Do you mean the Anti-Flash Hoods/Gloves? No thats just a light cotton stuff.
Would it not be an idea if it was required to make a fully fireproof suit to design it in the same way that companies such as Sparco and Alpinestars make thier racing suits? They are made of nomex and expand slightly in the event of a fire so that the driver doesnt end up looking like he has just go off a bbq. Just a suggestion.
A tale from 1970s Northern Ireland, and of dealing with petrol bombs... (I vaguely remember this story from when I was a brat, so feel free to treat it as completely untrustworthy).
There were cries for fireproof suits to protect the poor sods on the baseline, so it was decided to test the effectiveness of the 1970s-vintage combat suit, in all of its lined cotton glory, with and woolly layers and shirts hairy. A combat suit has a pint of petrol poured over it, and is set alight and extinguished with CO2 after thirty seconds (a hopefully realistic period by which your mates should have smothered the flames). The inside of the inside lining hasn't charred. They relight it for another thirty seconds. Still no burn-through - this eventually takes 90 seconds or so, and it's reckoned that the cotton is acting like a wick; the flame is burning away from the suit. The advantage of the F1 suit only comes if you haven't got a mate near you with a fire extinguisher.

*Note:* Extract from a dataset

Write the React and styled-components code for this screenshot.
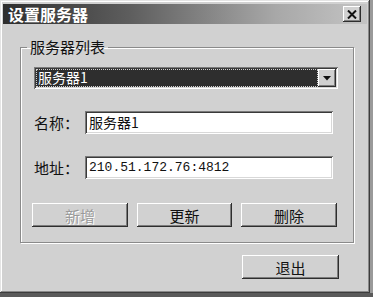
import React from 'react';
import styled, { createGlobalStyle } from 'styled-components';

const GlobalStyle = createGlobalStyle`
  html, body {
    margin: 0;
    padding: 0;
    background: #5a5a5a;
  }
  body {
    font-family: "Noto Sans CJK SC", "Liberation Sans", sans-serif;
  }
`;

const Window = styled.div`
  width: 370px;
  height: 293px;
  box-sizing: border-box;
  padding: 3px;
  background: #d1d1d1;
  box-shadow: inset -1px -1px #3c3c3c, inset 1px 1px #e4e4e4,
    inset -2px -2px #8a8a8a, inset 2px 2px #ffffff, 3px 0 #9a9a9a;
`;

const TitleBar = styled.div`
  height: 20px;
  margin-top: 1px;
  display: flex;
  align-items: center;
  justify-content: space-between;
  padding: 0 5px 0 5px;
  background: linear-gradient(90deg, #2e2e2e 0%, #5e5e5e 35%, #a8a8a8 75%, #c4c4c4 100%);
`;

const Title = styled.span`
  color: #fff;
  font-weight: bold;
  font-size: 16px;
  line-height: 20px;
`;

const CloseButton = styled.div`
  width: 18px;
  height: 16px;
  box-sizing: border-box;
  background: #d1d1d1;
  box-shadow: inset -1px -1px #2e2e2e, inset 1px 1px #ffffff, inset -2px -2px #808080;
  display: flex;
  align-items: center;
  justify-content: center;
  margin-right: 1px;
  svg { display: block; }
`;

const Group = styled.fieldset`
  margin: 13px 0 0 17px;
  width: 334px;
  height: 206px;
  box-sizing: border-box;
  padding: 10px 0 0 13px;
  border: 1px solid #8a8a8a;
  box-shadow: 1px 1px #fff, inset 1px 1px #fff;
  display: flex;
  flex-direction: column;
`;

const Legend = styled.legend`
  font-size: 15px;
  line-height: 20px;
  padding: 0 3px;
  margin-left: -7px;
  color: #111;
`;

const Sunken = styled.div`
  box-sizing: border-box;
  padding: 2px;
  box-shadow: inset 1px 1px #7a7a7a, inset -1px -1px #ffffff,
    inset 2px 2px #3a3a3a, inset -2px -2px #d8d8d8;
`;

const Combo = styled(Sunken)`
  width: 304px;
  height: 22px;
  display: flex;
  background: #fff;
`;

const ComboValue = styled.div`
  flex: 1;
  background: #2e2e2e;
  color: #fff;
  font-size: 14px;
  line-height: 16px;
  padding-left: 2px;
  outline: 1px dotted #d0d0d0;
  outline-offset: -1px;
`;

const ArrowButton = styled.div`
  width: 18px;
  background: #d1d1d1;
  box-shadow: inset -1px -1px #2e2e2e, inset 1px 1px #ffffff, inset -2px -2px #808080;
  display: flex;
  align-items: center;
  justify-content: center;
`;

const Row = styled.div`
  display: flex;
  align-items: center;
  margin-top: ${p => p.$gap}px;
`;

const Label = styled.div`
  width: 51px;
  font-size: 15px;
  color: #111;
`;

const TextInput = styled(Sunken)`
  width: 248px;
  height: 23px;
  background: #fff;
  color: #111;
  font-size: ${p => (p.$mono ? 13 : 14)}px;
  font-family: ${p => (p.$mono ? '"Liberation Mono", "DejaVu Sans Mono", monospace' : '"Noto Sans CJK SC", sans-serif')};
  line-height: 19px;
  padding-left: 4px;
`;

const ButtonRow = styled.div`
  display: flex;
  gap: 9px;
  margin: 24px 0 0 -2px;
`;

const Button = styled.div`
  width: ${p => p.$w || 96}px;
  height: 24px;
  box-sizing: border-box;
  background: #d1d1d1;
  box-shadow: inset -1px -1px #2e2e2e, inset 1px 1px #ffffff, inset -2px -2px #7c7c7c;
  display: flex;
  align-items: center;
  justify-content: center;
  font-size: 15px;
  color: ${p => (p.$disabled ? '#9a9a9a' : '#111')};
  text-shadow: ${p => (p.$disabled ? '1px 1px #fff' : 'none')};
`;

const Footer = styled.div`
  display: flex;
  padding-left: 239px;
  margin-top: 12px;
`;

export default function App() {
  return (
    <>
      <GlobalStyle />
      <Window>
        <TitleBar>
          <Title>设置服务器</Title>
          <CloseButton>
            <svg width="10" height="9" viewBox="0 0 10 9">
              <path d="M1 0.5 L9 8.5 M9 0.5 L1 8.5" stroke="#111" strokeWidth="2" />
            </svg>
          </CloseButton>
        </TitleBar>
        <Group>
          <Legend>服务器列表</Legend>
          <Combo>
            <ComboValue>服务器1</ComboValue>
            <ArrowButton>
              <svg width="8" height="5" viewBox="0 0 8 5">
                <path d="M0 0 H8 L4 4.5 Z" fill="#111" />
              </svg>
            </ArrowButton>
          </Combo>
          <Row $gap={22}>
            <Label>名称：</Label>
            <TextInput>服务器1</TextInput>
          </Row>
          <Row $gap={22}>
            <Label>地址：</Label>
            <TextInput $mono>210.51.172.76:4812</TextInput>
          </Row>
          <ButtonRow>
            <Button $disabled>新增</Button>
            <Button $w={95}>更新</Button>
            <Button>删除</Button>
          </ButtonRow>
        </Group>
        <Footer>
          <Button $w={97}>退出</Button>
        </Footer>
      </Window>
    </>
  );
}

IIRC, someone in NITAT(G) did trial the fireproofing of the woolly jumper, by attempting to throw a petrol-bomb overhand while standing in a doorframe. Think about it. Instead, he got to discover that Paderborn hospital had a Europe-leading burns unit, and was lucky to end up with only a few scars to show after an appearance as a human torch...
The FR shite in RN kit comes out after a couple of washes, rendering you a poly cotton guy fawkes. That's why you don't wash your battle ovies and anti flash when scrapping the fuzzy wuzzys to preserve the FR quality
Edited to add: Instinct, you've spelt Matelot wrong, no wonder you're only pretending.